Sa divergence avec Marine Le Pen sur l’UE c’est, d’après lui… qu’elle veut laisser le terrain libre à l’Allemagne en se retirant de l’UE, alors qu’il veut y rester pour y contester la domination allemande ! Et son plan pour l’Europe est à l’avenant, avec la mise en place d’un « protectionnisme solidaire », le maintien de l’euro du moment que les statuts de la BCE prennent mieux en compte les intérêts de l’impérialisme français, etc.

Le chauvinisme français républicain de Mélenchon l’a naturellement mené à s’en prendre l’été dernier au « travailleur détaché [immigré d’Europe de l’Est ou du Sud] qui vole son pain au travailleur qui se trouve sur place ». Comme nous l’avons souligné dans le Bolchévik, ce genre de saillie xénophobe légitime la propagande raciste débridée du Front national, et elle met en lumière à quel point le programme de Mélenchon est hostile à la classe ouvrière, qui est multiethnique et multiraciale.
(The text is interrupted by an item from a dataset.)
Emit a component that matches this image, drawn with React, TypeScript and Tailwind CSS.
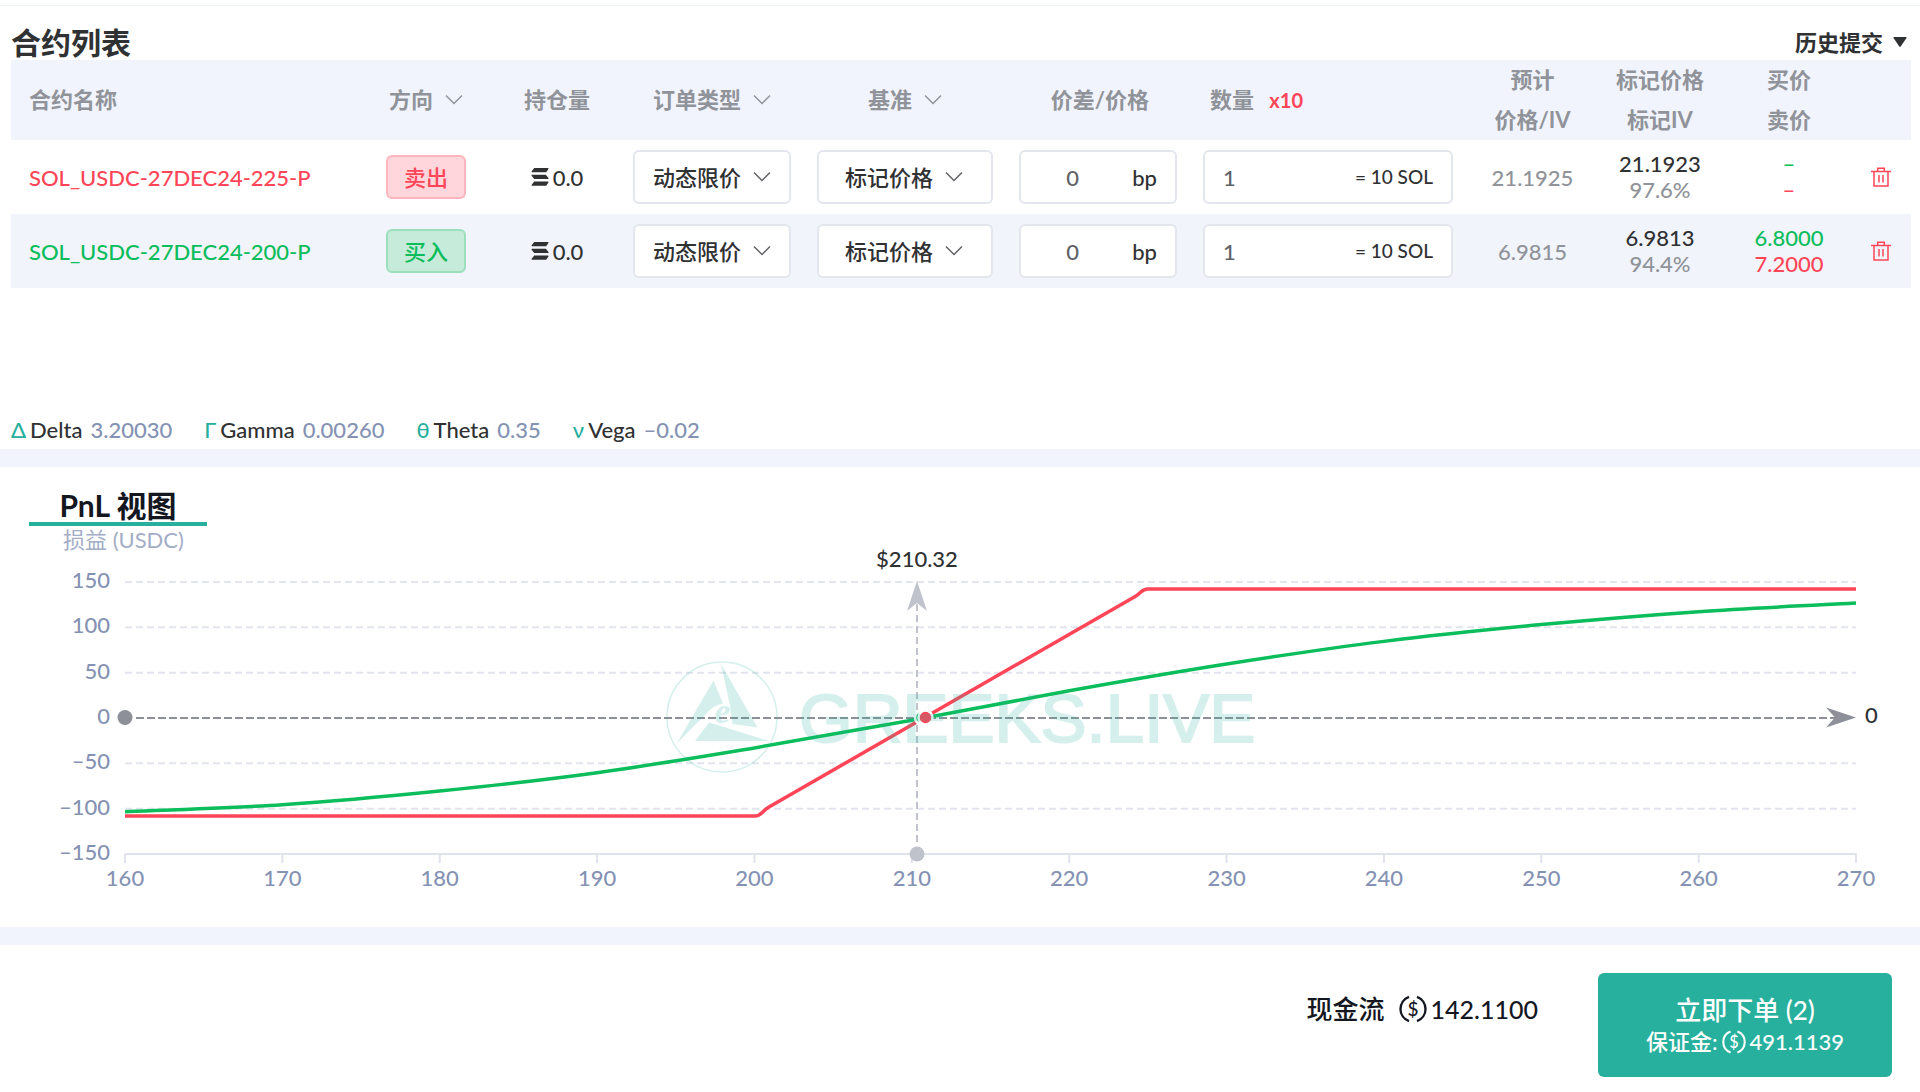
import { useState } from 'react'

type Side = 'sell' | 'buy'

type Contract = {
  name: string
  side: Side
  position: string
  estimate: string
  mark: string
  markIv: string
  bid: string
  ask: string
}

const initialContracts: Contract[] = [
  { name: 'SOL_USDC-27DEC24-225-P', side: 'sell', position: '0.0', estimate: '21.1925', mark: '21.1923', markIv: '97.6%', bid: '–', ask: '–' },
  { name: 'SOL_USDC-27DEC24-200-P', side: 'buy', position: '0.0', estimate: '6.9815', mark: '6.9813', markIv: '94.4%', bid: '6.8000', ask: '7.2000' },
]

const greeks = [
  { symbol: 'Δ', label: 'Delta', value: '3.20030' },
  { symbol: 'Γ', label: 'Gamma', value: '0.00260' },
  { symbol: 'θ', label: 'Theta', value: '0.35' },
  { symbol: 'ν', label: 'Vega', value: '–0.02' },
]

const yTicks = [150, 100, 50, 0, -50, -100, -150]
const xTicks = [160, 170, 180, 190, 200, 210, 220, 230, 240, 250, 260, 270]

// theoretical pnl at each x tick
const currentPnl = [-103.3, -95.6, -80.5, -60.3, -33, -2.5, 30, 59.5, 84.5, 103, 117.3, 126.8]

const px = (price: number) => 125 + ((price - 160) * 1731) / 110
const py = (pnl: number) => 192 - (pnl * 136) / 150

function smoothPath(values: number[]) {
  const pts = values.map((v, i) => [px(xTicks[i]), py(v)])
  let d = `M${pts[0][0]} ${pts[0][1]}`
  for (let i = 0; i < pts.length - 1; i++) {
    const p0 = pts[i - 1] || pts[i]
    const p1 = pts[i]
    const p2 = pts[i + 1]
    const p3 = pts[i + 2] || p2
    d += ` C${p1[0] + (p2[0] - p0[0]) / 6} ${p1[1] + (p2[1] - p0[1]) / 6} ${p2[0] - (p3[0] - p1[0]) / 6} ${p2[1] - (p3[1] - p1[1]) / 6} ${p2[0]} ${p2[1]}`
  }
  return d
}

function Chevron() {
  return (
    <svg width="18" height="12" viewBox="0 0 18 12" fill="none" stroke="currentColor" strokeWidth="1.5" aria-hidden="true">
      <path d="M1 1.5 9 9.5 17 1.5" />
    </svg>
  )
}

function SolIcon() {
  return (
    <svg width="18" height="18" viewBox="0 0 18 18" fill="currentColor" aria-hidden="true">
      <path d="M3.2 0H17a.6.6 0 0 1 .4 1L15.2 4.2H1.1a.6.6 0 0 1-.4-1Z" />
      <path d="M1 6.8H14.8L17.500 10a.6.6 0 0 1-.4 1H3.2L.6 7.800a.6.6 0 0 1 .4-1Z" />
      <path d="M3.200 13.600H17a.6.6 0 0 1 .4 1L15.200 17.800H1.100a.6.6 0 0 1-.4-1Z" />
    </svg>
  )
}

function UsdcIcon({ size }: { size: number }) {
  return (
    <svg width={size} height={size} viewBox="0 0 28 28" fill="none" stroke="currentColor" strokeWidth="2.4" aria-hidden="true">
      <path d="M10 1.800A13 13 0 0 0 10 26.200M18 1.800A13 13 0 0 1 18 26.200" />
      <text x="14" y="20.500" textAnchor="middle" fontSize="19" fill="currentColor" stroke="none">$</text>
    </svg>
  )
}

function TrashIcon() {
  return (
    <svg width="20" height="20" viewBox="0 0 20 20" fill="none" stroke="currentColor" strokeWidth="1.500" aria-hidden="true">
      <path d="M0 4.500H20M3 4.500V19H17V4.500M6.700 4V1.200H13.300V4M8 8V15.500M12 8V15.500" />
    </svg>
  )
}

function FilterHead({ text }: { text: string }) {
  return (
    <button type="button" className="inline-flex items-center gap-3">
      {text}
      <Chevron />
    </button>
  )
}

function PnlChart() {
  return (
    <svg viewBox="0 0 1920 401" className="block w-full text-[22px]">
      <text x="63" y="22" className="fill-[#a3adc6]">损益 (USDC)</text>

      {yTicks.map(t => (
        <g key={t}>
          <text x="110" y={py(t) + 6} textAnchor="end" className="fill-[#8592b3] font-medium">{String(t).replace('-', '–')}</text>
          {t !== 0 && t !== -150 && (
            <line x1="125" x2="1856" y1={py(t)} y2={py(t)} stroke="#e2e5ed" strokeWidth="2" strokeDasharray="7 4" />
          )}
        </g>
      ))}

      <path d="M125 328H1857" stroke="#e0e3ec" strokeWidth="2" />
      {xTicks.map(t => (
        <g key={t}>
          <line x1={px(t)} x2={px(t)} y1="328" y2="337" stroke="#e0e3ec" strokeWidth="2" />
          <text x={px(t)} y="360" textAnchor="middle" className="fill-[#8592b3] font-medium">{t}</text>
        </g>
      ))}

      {/* zero line */}
      <line x1="136" x2="1840" y1="192" y2="192" stroke="#8e9099" strokeWidth="2" strokeDasharray="8 3" />
      <circle cx="125" cy="191.500" r="7.500" fill="#8e9099" />
      <path d="M1856 191.500 1826 181.500 1835 191.500 1826 201.500Z" fill="#8e9099" />
      <text x="1865" y="197" className="fill-[#303133] font-medium">0</text>

      {/* index price */}
      <line x1="917" x2="917" y1="78" y2="320" stroke="#c0c3cc" strokeWidth="2" strokeDasharray="7 4" />
      <circle cx="917" cy="328" r="7.500" fill="#c0c3cc" />
      <path d="M917 55 927 85 917 77 907 85Z" fill="#c0c3cc" />
      <text x="917" y="41" textAnchor="middle" className="fill-[#303133] font-medium">$210.32</text>

      <path d={smoothPath(currentPnl)} fill="none" stroke="#0bbd5b" strokeWidth="3.500" />
      <path
        d="M125 290H755C761 290 761 286 769 281L1136 70C1142 66 1142 63 1148 63H1856"
        fill="none"
        stroke="#ff4557"
        strokeWidth="3.500"
      />
      <circle cx="922" cy="191.500" r="7" fill="#0bbd5b" stroke="#fff" strokeWidth="2.500" />
      <circle cx="925.500" cy="191.500" r="7" fill="#ff4557" stroke="#fff" strokeWidth="2.500" />

      {/* watermark */}
      <g fill="#26b09d" opacity="0.19">
        <circle cx="722" cy="191" r="55" fill="none" stroke="#26b09d" strokeWidth="1.500" />
        <path d="M676.700 217.500 713.500 154.500 723 177.500Q712 180 706 188Z" />
        <path d="M721 138 757.500 201.500 732.500 198 730 180Z" />
        <path d="M695 215 709 196.500 732 203.500 769 215Z" />
        <text x="714.500" y="196.500" className="font-['Liberation_Serif',serif] text-[36px] font-bold italic">e</text>
        <text x="799" y="216" stroke="#26b09d" strokeWidth="2" className="font-['Liberation_Sans',sans-serif] text-[69px]">GREEKS.LIVE</text>
      </g>
    </svg>
  )
}

export default function App() {
  const [contracts, setContracts] = useState(initialContracts)

  const toggleSide = (name: string) => {
    setContracts(contracts.map(c => (c.name === name ? { ...c, side: c.side === 'sell' ? 'buy' : 'sell' } : c)))
  }

  const removeContract = (name: string) => {
    setContracts(contracts.filter(c => c.name !== name))
  }

  return (
    <main className="bg-white pt-[5px] font-['Lato','Noto_Sans','Noto_Sans_CJK_SC',sans-serif] text-[22px] text-[#303133]">
      <section className="border-t border-[#f0f4fc] pr-[9px] pl-[11px]">
        <header className="flex h-[54px] items-end justify-between">
          <h2 className="text-[30px] leading-9 font-bold">合约列表</h2>
          <button type="button" className="flex h-9 items-center gap-[10px] pr-1 font-bold">
            历史提交
            <svg width="14" height="10" viewBox="0 0 14 10" fill="currentColor" aria-hidden="true">
              <path d="M1 0H13Q14 0 13.500 1L7.700 9.500Q7 10.300 6.300 9.500L.5 1Q0 0 1 0Z" />
            </svg>
          </button>
        </header>

        <div className="min-h-[350px]">
          <table className="w-full table-fixed text-center">
            <colgroup>
              <col />
              <col className="w-[136px]" />
              <col className="w-[126px]" />
              <col className="w-[184px]" />
              <col className="w-[202px]" />
              <col className="w-[184px]" />
              <col className="w-[276px]" />
              <col className="w-[133px]" />
              <col className="w-[122px]" />
              <col className="w-[136px]" />
              <col className="w-[54px]" />
            </colgroup>
            <thead className="bg-[#f1f4fd] leading-10 text-[#909399]">
              <tr>
                <th className="pl-[18px] text-left">合约名称</th>
                <th><FilterHead text="方向" /></th>
                <th>持仓量</th>
                <th><FilterHead text="订单类型" /></th>
                <th><FilterHead text="基准" /></th>
                <th className="pl-1">价差/价格</th>
                <th className="pl-5 text-left">
                  数量 <span className="pl-[10px] text-[20px] text-[#ff4557]">x10</span>
                </th>
                <th>预计<br />价格/IV</th>
                <th>标记价格<br />标记IV</th>
                <th>买价<br />卖价</th>
                <th></th>
              </tr>
            </thead>
            <tbody>
              {contracts.map(c => (
                <tr key={c.name} className="h-[74px] even:bg-[#f1f4fb]">
                  <td className={c.side === 'sell' ? 'pl-[18px] text-left font-medium text-[#ff4557]' : 'pl-[18px] text-left font-medium text-[#0bbd5b]'}>
                    {c.name}
                  </td>
                  <td>
                    <button
                      type="button"
                      onClick={() => toggleSide(c.name)}
                      className={
                        c.side === 'sell'
                          ? 'h-11 w-20 rounded-md border-2 border-[#ffb5be] bg-[#ffd6db] align-middle font-medium text-[#ff4557]'
                          : 'h-11 w-20 rounded-md border-2 border-[#9bdfbd] bg-[#c6ebda] align-middle font-medium text-[#0bbd5b]'
                      }
                    >
                      {c.side === 'sell' ? '卖出' : '买入'}
                    </button>
                  </td>
                  <td>
                    <span className="flex items-center justify-center gap-1 font-medium">
                      <SolIcon />
                      {c.position}
                    </span>
                  </td>
                  <td className="px-[13px]">
                    <div className="relative">
                      <select aria-label="订单类型" className="block h-[54px] w-full appearance-none rounded-md border-2 border-[#e3e6ed] bg-white pl-[18px] font-medium">
                        <option>动态限价</option>
                      </select>
                      <span className="pointer-events-none absolute inset-y-0 right-5 flex items-center text-[#606266]"><Chevron /></span>
                    </div>
                  </td>
                  <td className="px-[13px]">
                    <div className="relative">
                      <select aria-label="基准" className="block h-[54px] w-full appearance-none rounded-md border-2 border-[#e3e6ed] bg-white pl-[26px] font-medium">
                        <option>标记价格</option>
                      </select>
                      <span className="pointer-events-none absolute inset-y-0 right-[30px] flex items-center text-[#606266]"><Chevron /></span>
                    </div>
                  </td>
                  <td className="px-[13px]">
                    <label className="flex h-[54px] items-center rounded-md border-2 border-[#e3e6ed] bg-white pr-[18px] font-medium">
                      <input aria-label="价差" defaultValue="0" className="w-full min-w-0 pr-2 text-center text-[#606266] outline-none" />
                      bp
                    </label>
                  </td>
                  <td className="px-[13px]">
                    <label className="flex h-[54px] items-center rounded-md border-2 border-[#e3e6ed] bg-white px-[18px] text-[19px] font-medium">
                      <input aria-label="数量" defaultValue="1" className="w-full min-w-0 text-[22px] text-[#606266] outline-none" />
                      <span className="whitespace-nowrap">= 10 SOL</span>
                    </label>
                  </td>
                  <td className="font-medium text-[#909399]">{c.estimate}</td>
                  <td className="leading-[26px] font-medium">
                    {c.mark}
                    <div className="text-[#909399]">{c.markIv}</div>
                  </td>
                  <td className="leading-[26px] font-medium text-[#0bbd5b]">
                    {c.bid}
                    <div className="text-[#ff4557]">{c.ask}</div>
                  </td>
                  <td className="pr-[6px]">
                    <button type="button" aria-label="删除" onClick={() => removeContract(c.name)} className="mx-auto block text-[#ff4557]">
                      <TrashIcon />
                    </button>
                  </td>
                </tr>
              ))}
            </tbody>
          </table>
        </div>

        <ul className="flex h-[39px] items-center gap-8 font-medium">
          {greeks.map(g => (
            <li key={g.label} className="flex gap-1">
              <span className="text-[#26b09d]">{g.symbol}</span>
              <span>{g.label}</span>
              <span className="pl-1 text-[#8592b3]">{g.value}</span>
            </li>
          ))}
        </ul>
      </section>

      <section className="border-y-[18px] border-[#f1f4fd]">
        <h3 className="ml-[29px] w-[178px] border-b-4 border-[#26b09d] pt-[21px] text-center text-[30px] leading-[34px] font-bold text-[#14171f]">PnL 视图</h3>
        <PnlChart />
      </section>

      <footer className="flex items-start justify-end gap-[60px] px-7 pt-7 pb-[15px] text-[26px] leading-9 font-medium text-[#14171f]">
        <p className="mt-[18px] flex items-center">
          现金流
          <span className="flex items-center gap-1 pl-[14px] text-[25px]">
            <UsdcIcon size={28} />
            142.1100
          </span>
        </p>
        <button type="button" className="flex h-[104px] w-[294px] flex-col items-center justify-center rounded-md bg-[#26b09d] pb-[2px] text-white">
          立即下单 (2)
          <span className="flex items-center gap-1 text-[22px] leading-7">
            保证金:
            <UsdcIcon size={24} />
            491.1139
          </span>
        </button>
      </footer>
    </main>
  )
}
La campagne des présidentielles se présente mal pour le mouvement ouvrier : au cas où, pour une fois, les réformistes du PCF et du NPA n’appelleraient pas à voter pour un candidat du PS dans le cadre d’un « front populaire » classique avec des bourgeois dits « de gauche » (faute de candidat), l’alternative ne doit pas être le populisme bourgeois français de Mélenchon ! La classe ouvrière a besoin de son propre parti révolutionnaire. C’est un tel parti que nous cherchons à construire avec notre programme internationaliste prolétarien révolutionnaire.